中小企業に眠る「賃上げ力」、6%アップ相当 「利益の3割」投下で ― 試算
全産業で、最も賃上げ力が小さい業種は「運輸・通信業」で2.64%にとどまった。純利益の50%を人件費へ配分しても4.40%分の賃上げ力にとどまった。運輸・通信業に続いて賃上げ力が小さい「小売業」(3.46%)とともに、全国平均(6.31%)を大きく下回った。 小売業のうち、特に「飲食店」(1.89%)は全産業で唯一の1%台となったほか、「食料品小売(食品スーパー等)」(2.46%)など、賃上げ力に乏しい業種が多くみられた。運輸・通信業や小売業では、深刻な人手不足から賃金アップで人手確保を進めたい半面、燃料コストや仕入れコストの増加分を価格に転嫁できないことから、従業員に対して還元可能な利益を多く確保できない現状がみられる。
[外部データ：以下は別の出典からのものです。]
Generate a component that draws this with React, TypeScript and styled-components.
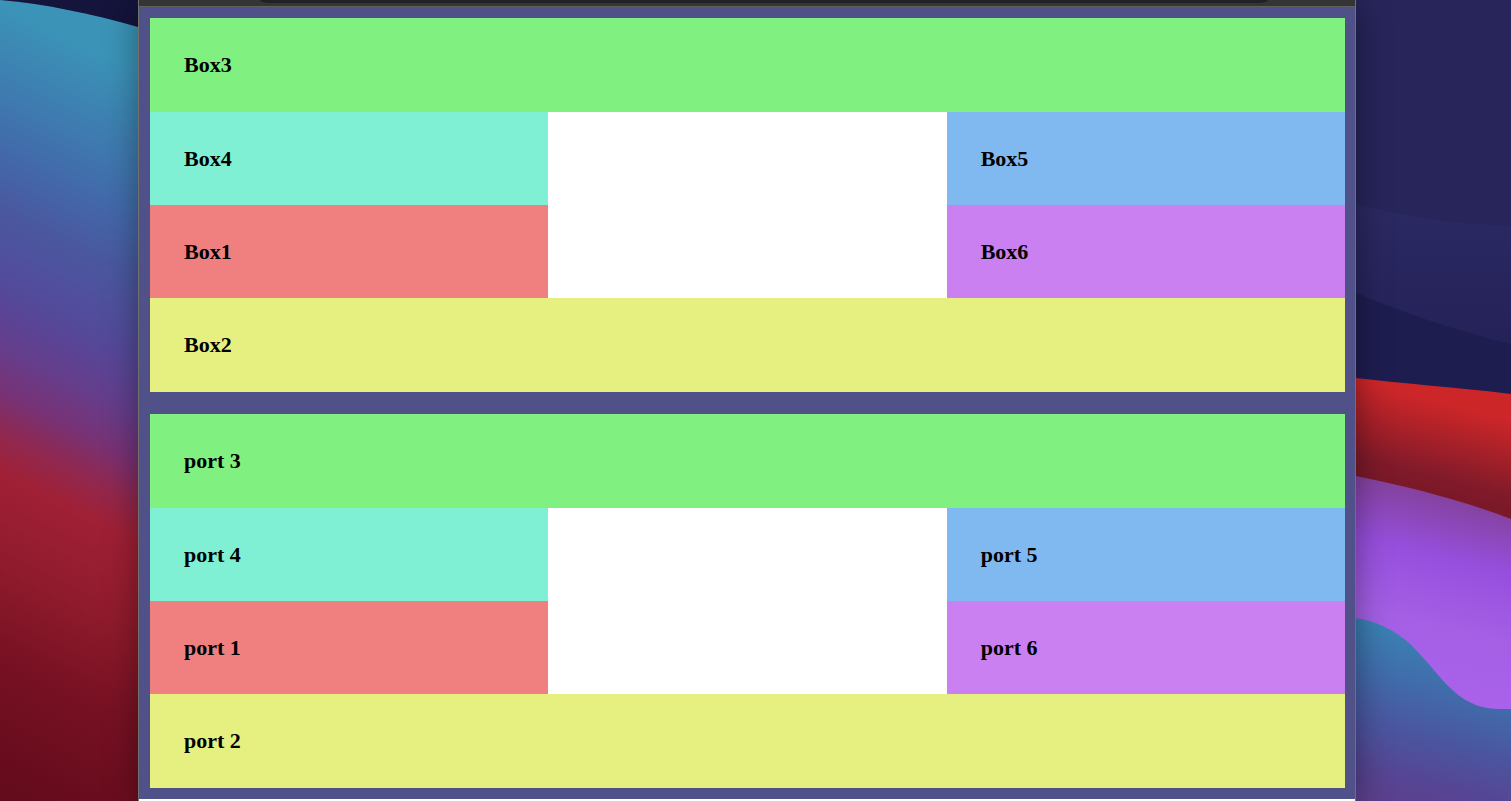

賃上げ原資の確保に向けた「利益創出」が課題 中小企業は価格転嫁が重要に
企業における「稼ぐ力」は回復傾向にある。帝国データバンクが有する日本企業の財務統計では、2022年度における企業の粗利益率・当期純利益率各平均のいずれも前年を上回った。特に、当期純利益率は23年度に大幅な回復が想定され、過去10年でも高い水準に到達する可能性がある。「収益性が乏しく、賃上げ原資が確保できない」とする声も多い一方、企業全体では採算性が着実に改善傾向にある。 こうしたなかで、内部留保へと回りやすい純利益の3割を人件費へ投下することで、政府要求や組合要求平均を大きく上回る、平均6%の賃上げ率に相当する「賃上げ力」が、日本企業に眠っている可能性がある。人手不足が深刻化するなか、利益に見合った十分な還元を従業員へ振り向ける「人的資源への投下」姿勢が定着するか注目される。 今後は、大幅な賃上げ表明が相次ぐ大企業から、日本企業の大部分を占める中小企業へと賃上げの動きが波及していくかが課題となる。中小企業が持続的な賃上げを行うためには、安定した賃上げ原資の確保、ひいてはコスト増分を取引価格へ上乗せできる価格転嫁力の向上が欠かせない。帝国データバンクの調査では、企業の価格転嫁率は24年2月時点で40%台にとどまり、価格転嫁は依然として低水準だった。 ただ、2024年4月以降の賃金改定においては「ベースアップ」を検討する企業が5割を超えて過去最高水準となるなど、賃上げマインドは日本企業全体に定着しつつある。中小企業が「稼いだ利益」を賃上げ原資へと配分しやすい環境づくりが重要になる。